→ **Instructions to follow**: Find every line with the word "that" and give their count, nothing else.

→ **Provided information**:
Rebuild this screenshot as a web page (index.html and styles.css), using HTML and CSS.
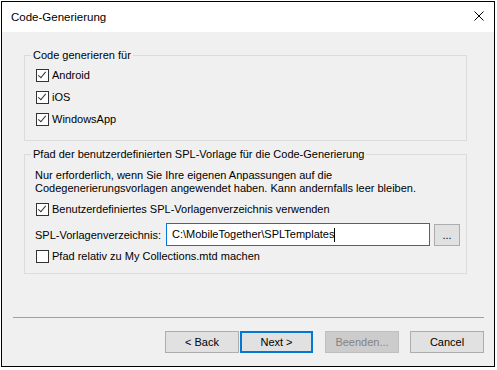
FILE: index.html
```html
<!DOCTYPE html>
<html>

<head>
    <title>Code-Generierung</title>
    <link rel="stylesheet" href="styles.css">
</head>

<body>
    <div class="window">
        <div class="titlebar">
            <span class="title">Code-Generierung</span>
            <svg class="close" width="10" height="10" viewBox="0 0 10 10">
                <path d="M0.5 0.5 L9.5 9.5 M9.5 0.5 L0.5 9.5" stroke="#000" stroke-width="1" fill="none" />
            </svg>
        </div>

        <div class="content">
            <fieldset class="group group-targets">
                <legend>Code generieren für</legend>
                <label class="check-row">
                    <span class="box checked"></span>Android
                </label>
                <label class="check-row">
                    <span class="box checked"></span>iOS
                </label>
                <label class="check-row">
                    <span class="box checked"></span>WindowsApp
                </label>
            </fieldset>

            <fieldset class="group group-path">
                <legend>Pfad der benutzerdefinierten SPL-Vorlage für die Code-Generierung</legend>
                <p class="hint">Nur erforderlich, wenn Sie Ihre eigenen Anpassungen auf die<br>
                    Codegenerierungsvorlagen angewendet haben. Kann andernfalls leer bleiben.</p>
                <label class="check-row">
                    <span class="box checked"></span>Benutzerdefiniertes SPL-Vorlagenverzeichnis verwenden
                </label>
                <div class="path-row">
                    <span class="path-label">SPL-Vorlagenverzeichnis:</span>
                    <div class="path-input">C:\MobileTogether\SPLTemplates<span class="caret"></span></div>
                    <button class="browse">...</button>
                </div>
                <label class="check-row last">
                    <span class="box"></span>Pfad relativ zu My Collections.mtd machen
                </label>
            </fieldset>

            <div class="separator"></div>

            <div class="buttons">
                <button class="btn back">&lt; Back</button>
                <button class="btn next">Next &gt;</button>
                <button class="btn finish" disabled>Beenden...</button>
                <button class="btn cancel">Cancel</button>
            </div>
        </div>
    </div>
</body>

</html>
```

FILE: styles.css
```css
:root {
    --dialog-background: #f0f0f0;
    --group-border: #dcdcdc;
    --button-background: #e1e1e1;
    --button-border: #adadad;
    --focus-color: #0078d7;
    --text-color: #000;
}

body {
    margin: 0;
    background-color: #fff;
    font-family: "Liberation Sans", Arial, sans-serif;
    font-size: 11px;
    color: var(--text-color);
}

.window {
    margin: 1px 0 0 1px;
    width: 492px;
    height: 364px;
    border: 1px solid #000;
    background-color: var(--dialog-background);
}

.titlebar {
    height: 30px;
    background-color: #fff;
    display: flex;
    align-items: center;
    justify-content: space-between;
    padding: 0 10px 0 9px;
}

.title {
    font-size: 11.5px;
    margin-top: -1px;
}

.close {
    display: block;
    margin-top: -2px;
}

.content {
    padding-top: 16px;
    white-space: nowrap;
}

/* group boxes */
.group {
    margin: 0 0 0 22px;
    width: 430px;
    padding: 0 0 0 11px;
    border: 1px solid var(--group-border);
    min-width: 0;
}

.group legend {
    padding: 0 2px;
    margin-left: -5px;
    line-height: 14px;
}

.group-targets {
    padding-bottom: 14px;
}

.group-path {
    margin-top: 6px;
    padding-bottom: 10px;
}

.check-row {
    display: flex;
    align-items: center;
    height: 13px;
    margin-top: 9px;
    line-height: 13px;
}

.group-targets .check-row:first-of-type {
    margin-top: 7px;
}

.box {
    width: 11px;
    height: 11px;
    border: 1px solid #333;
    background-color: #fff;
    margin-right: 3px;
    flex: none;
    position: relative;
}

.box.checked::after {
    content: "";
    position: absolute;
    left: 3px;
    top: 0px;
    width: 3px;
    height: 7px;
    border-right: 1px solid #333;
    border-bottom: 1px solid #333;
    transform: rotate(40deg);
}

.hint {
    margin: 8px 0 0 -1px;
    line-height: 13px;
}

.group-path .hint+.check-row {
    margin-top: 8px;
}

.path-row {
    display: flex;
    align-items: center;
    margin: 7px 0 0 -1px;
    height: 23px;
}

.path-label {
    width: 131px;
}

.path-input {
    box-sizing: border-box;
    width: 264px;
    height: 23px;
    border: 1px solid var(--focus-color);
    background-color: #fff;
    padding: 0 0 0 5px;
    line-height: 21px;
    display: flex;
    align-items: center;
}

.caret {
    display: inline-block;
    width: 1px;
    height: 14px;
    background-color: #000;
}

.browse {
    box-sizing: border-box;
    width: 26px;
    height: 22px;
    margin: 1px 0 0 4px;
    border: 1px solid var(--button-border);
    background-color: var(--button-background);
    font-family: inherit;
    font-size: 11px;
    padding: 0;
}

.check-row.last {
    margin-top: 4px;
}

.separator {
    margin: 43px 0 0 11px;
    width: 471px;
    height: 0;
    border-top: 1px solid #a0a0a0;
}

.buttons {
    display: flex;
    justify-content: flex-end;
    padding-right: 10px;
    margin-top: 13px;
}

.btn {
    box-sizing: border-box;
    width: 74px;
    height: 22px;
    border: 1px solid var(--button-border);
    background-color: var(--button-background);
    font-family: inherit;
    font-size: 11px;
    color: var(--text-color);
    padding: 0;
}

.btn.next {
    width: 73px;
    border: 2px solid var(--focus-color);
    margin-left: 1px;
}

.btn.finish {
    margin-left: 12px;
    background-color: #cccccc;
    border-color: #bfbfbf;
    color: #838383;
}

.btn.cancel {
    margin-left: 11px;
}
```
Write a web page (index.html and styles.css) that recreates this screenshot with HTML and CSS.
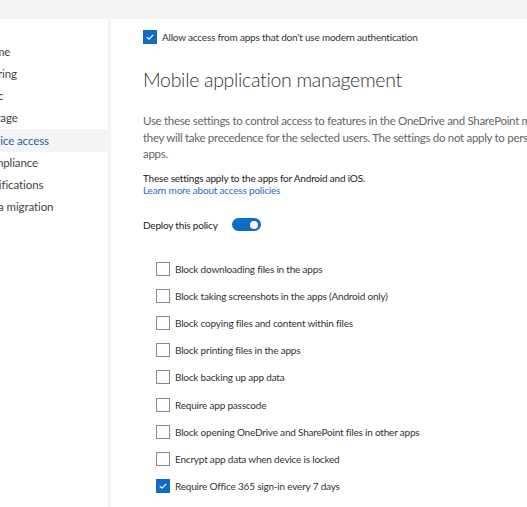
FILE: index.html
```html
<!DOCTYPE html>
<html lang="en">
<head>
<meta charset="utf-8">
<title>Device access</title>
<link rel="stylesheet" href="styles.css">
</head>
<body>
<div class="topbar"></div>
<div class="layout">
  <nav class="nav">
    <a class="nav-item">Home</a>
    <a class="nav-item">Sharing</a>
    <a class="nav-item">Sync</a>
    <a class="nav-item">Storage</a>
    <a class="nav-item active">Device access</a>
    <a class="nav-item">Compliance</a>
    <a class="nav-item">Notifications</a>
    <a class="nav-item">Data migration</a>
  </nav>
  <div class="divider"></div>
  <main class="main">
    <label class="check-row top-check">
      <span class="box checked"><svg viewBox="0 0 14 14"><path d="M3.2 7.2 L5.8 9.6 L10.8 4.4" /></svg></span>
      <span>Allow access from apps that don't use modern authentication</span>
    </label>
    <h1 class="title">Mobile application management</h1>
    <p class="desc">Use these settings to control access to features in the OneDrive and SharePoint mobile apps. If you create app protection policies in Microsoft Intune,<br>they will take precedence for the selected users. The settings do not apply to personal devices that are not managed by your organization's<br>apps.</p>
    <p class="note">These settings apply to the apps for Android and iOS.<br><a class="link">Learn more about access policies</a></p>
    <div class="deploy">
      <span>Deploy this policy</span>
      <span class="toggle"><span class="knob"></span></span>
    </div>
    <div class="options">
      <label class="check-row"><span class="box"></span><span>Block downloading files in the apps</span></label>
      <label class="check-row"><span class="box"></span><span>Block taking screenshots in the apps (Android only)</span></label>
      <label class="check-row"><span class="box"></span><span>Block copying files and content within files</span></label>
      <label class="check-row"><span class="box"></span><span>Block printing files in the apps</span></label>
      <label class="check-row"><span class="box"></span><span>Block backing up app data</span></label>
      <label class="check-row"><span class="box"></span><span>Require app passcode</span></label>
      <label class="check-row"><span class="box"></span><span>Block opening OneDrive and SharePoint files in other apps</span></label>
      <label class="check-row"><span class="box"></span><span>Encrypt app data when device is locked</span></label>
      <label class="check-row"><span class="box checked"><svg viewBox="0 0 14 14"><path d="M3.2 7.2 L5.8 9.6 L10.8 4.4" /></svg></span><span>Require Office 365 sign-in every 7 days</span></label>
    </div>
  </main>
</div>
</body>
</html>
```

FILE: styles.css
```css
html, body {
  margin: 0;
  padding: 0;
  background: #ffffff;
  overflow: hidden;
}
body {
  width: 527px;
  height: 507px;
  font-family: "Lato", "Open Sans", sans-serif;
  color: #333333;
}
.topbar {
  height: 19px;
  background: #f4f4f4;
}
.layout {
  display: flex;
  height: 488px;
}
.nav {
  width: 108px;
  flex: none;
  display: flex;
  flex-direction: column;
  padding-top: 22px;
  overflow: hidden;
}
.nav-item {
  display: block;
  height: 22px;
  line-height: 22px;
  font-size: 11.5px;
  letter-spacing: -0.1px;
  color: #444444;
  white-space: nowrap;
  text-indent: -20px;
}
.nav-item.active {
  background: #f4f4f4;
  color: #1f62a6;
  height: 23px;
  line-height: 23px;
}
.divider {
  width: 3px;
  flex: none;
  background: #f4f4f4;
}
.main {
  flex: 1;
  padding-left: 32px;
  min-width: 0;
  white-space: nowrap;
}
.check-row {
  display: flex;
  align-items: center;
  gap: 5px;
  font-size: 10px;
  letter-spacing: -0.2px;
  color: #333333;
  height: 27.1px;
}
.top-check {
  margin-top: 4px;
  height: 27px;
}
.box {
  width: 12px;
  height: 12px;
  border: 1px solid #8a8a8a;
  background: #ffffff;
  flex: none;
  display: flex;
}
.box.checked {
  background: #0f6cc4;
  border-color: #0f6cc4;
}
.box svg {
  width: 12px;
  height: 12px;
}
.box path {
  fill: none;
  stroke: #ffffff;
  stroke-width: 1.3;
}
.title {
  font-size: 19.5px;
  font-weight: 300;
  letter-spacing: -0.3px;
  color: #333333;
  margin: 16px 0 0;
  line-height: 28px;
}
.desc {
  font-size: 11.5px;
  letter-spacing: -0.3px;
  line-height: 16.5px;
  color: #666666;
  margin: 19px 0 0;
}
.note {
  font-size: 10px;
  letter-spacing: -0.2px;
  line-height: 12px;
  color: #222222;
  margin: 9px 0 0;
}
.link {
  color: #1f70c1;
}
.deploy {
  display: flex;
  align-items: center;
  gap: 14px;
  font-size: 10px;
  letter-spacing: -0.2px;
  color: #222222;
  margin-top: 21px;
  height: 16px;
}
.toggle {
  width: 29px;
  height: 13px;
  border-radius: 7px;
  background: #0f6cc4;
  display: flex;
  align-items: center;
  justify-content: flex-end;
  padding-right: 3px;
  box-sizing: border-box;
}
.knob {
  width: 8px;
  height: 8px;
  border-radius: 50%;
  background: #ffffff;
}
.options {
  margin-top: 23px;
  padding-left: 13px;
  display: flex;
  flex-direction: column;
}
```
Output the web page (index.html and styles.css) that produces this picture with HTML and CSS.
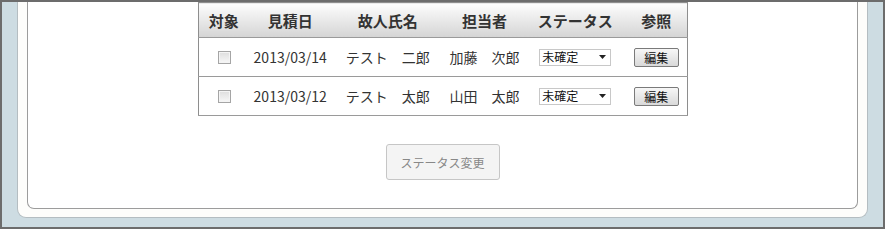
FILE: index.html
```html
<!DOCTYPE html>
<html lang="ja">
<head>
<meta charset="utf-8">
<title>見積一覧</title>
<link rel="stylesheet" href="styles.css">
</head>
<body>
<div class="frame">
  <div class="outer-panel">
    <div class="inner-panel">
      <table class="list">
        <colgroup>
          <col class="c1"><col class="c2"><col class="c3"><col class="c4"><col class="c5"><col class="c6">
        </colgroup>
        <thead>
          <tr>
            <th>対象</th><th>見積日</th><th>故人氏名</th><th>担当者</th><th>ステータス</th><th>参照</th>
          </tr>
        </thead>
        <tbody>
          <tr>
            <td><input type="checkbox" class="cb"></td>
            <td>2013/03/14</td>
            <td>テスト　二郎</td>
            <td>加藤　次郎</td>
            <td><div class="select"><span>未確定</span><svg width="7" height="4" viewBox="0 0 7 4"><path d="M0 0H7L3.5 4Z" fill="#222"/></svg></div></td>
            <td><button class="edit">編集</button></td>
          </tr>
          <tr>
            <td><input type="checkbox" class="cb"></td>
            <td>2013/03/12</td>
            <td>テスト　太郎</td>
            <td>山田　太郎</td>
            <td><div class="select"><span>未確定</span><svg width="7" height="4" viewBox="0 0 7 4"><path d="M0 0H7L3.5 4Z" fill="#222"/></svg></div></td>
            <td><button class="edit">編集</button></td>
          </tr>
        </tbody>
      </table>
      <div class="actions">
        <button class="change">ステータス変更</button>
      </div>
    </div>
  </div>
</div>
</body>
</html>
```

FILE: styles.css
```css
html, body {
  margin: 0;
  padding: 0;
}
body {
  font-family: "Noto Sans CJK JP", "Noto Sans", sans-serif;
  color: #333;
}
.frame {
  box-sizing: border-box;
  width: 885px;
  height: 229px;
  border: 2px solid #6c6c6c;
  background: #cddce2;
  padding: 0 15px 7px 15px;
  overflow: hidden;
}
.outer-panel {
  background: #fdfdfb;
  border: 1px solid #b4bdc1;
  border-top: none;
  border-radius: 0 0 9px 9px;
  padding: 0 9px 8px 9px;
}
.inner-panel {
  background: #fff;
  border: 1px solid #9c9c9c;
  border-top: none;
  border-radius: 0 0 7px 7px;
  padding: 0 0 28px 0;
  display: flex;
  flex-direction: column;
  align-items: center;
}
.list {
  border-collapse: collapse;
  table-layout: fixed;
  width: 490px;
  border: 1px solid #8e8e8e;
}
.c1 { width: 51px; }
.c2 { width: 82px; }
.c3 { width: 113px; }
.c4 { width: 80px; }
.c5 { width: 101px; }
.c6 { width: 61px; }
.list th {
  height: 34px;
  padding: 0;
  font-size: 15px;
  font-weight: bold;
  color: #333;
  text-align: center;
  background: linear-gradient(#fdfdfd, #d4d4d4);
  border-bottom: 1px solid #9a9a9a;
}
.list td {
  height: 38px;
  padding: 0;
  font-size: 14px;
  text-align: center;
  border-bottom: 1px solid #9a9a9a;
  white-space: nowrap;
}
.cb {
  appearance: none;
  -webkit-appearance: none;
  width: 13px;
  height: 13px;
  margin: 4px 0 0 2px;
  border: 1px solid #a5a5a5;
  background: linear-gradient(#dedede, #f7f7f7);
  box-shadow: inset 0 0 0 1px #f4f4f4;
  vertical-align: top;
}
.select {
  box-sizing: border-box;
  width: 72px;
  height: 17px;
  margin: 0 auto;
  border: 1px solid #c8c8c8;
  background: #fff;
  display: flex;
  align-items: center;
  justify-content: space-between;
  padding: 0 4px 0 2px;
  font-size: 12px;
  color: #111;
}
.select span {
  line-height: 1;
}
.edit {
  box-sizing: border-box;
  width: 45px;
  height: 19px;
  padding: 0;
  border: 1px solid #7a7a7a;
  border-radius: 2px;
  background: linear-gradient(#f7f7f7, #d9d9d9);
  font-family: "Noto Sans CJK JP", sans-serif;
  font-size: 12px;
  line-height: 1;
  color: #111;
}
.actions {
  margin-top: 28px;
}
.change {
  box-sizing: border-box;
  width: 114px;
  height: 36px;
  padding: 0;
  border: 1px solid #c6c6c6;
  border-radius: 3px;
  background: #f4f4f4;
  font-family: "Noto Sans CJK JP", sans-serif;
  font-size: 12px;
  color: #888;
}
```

→ **Worked solution**: 4